Return precisely the span of lines from the top of the material below to the line containing "import React from", both included. Pictures are excluded.

═══ DATA SEGMENT

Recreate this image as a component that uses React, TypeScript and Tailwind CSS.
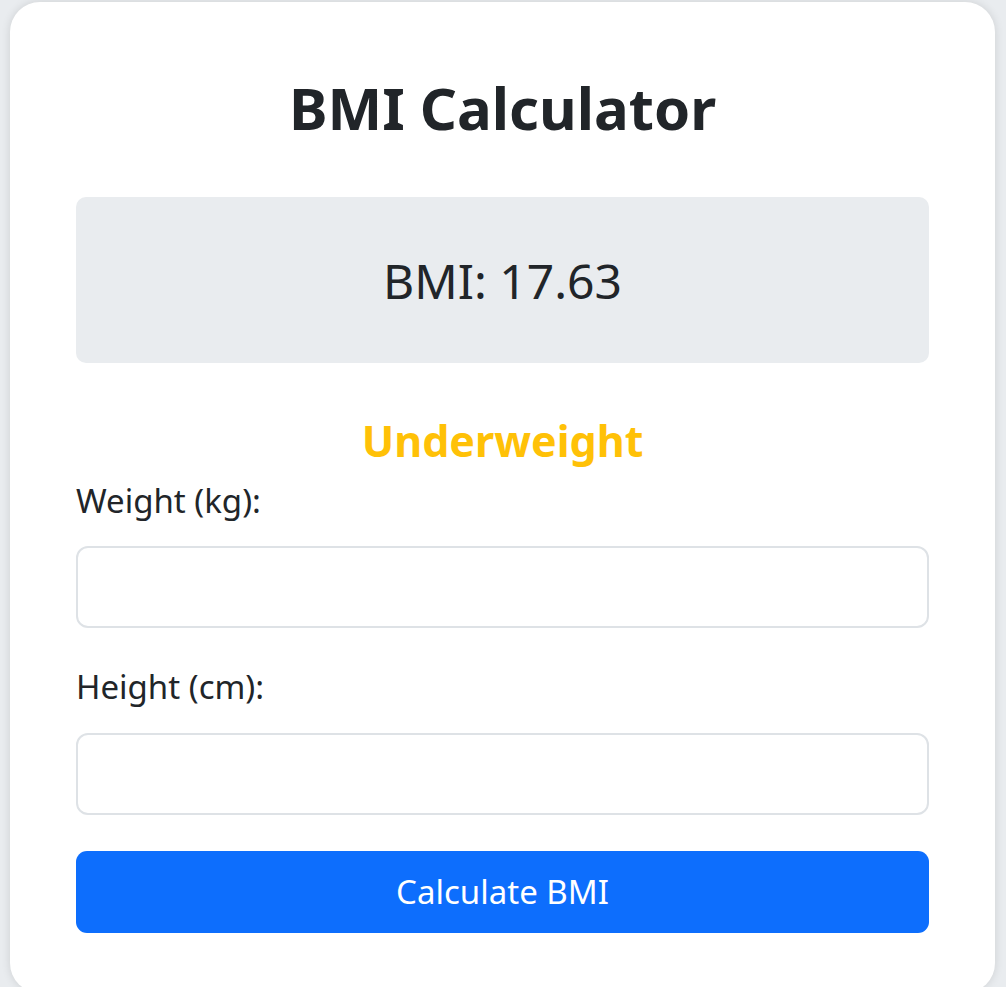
import React from "react";

export default function App() {
  return (
    <div
      className="min-h-screen bg-[#e9ecef] pt-[2px] pl-[10px] pr-[11px]"
      style={{ fontFamily: '"Noto Sans", "Open Sans", sans-serif' }}
    >
      <div className="flex flex-col rounded-[30px] bg-white px-[66px] pt-[70px] pb-[60px] text-[#212529] shadow-[0_0_10px_rgba(0,0,0,0.12)]">
        <h1 className="h-[72px] text-center text-[58px] font-bold leading-[72px]">
          BMI Calculator
        </h1>
        <div className="mt-[53px] flex h-[166px] items-center justify-center rounded-[10px] bg-[#e9ecef] pt-[2px] text-[48px] leading-[56px]">
          BMI: 17.63
        </div>
        <div className="mt-[54px] h-[48px] text-center text-[43px] font-bold leading-[48px] text-[#ffc107]">
          Underweight
        </div>
        <label className="mt-[16px] block h-[40px] text-[33px] leading-[40px]">
          Weight (kg):
        </label>
        <input
          type="text"
          className="mt-[25px] block h-[82px] w-full rounded-[12px] border-2 border-[#dee2e6] bg-white px-4 outline-none"
        />
        <label className="mt-[39px] block h-[40px] text-[33px] leading-[40px]">
          Height (cm):
        </label>
        <input
          type="text"
          className="mt-[26px] block h-[82px] w-full rounded-[12px] border-2 border-[#dee2e6] bg-white px-4 outline-none"
        />
        <button className="mt-[36px] flex h-[82px] w-full items-center justify-center rounded-[11px] bg-[#0d6efd] text-[33px] leading-[40px] text-white">
          Calculate BMI
        </button>
      </div>
    </div>
  );
}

══════

→ **REPLY TO THE EXERCISE**:
Recreate this image as a component that uses React, TypeScript and Tailwind CSS.
import React from "react";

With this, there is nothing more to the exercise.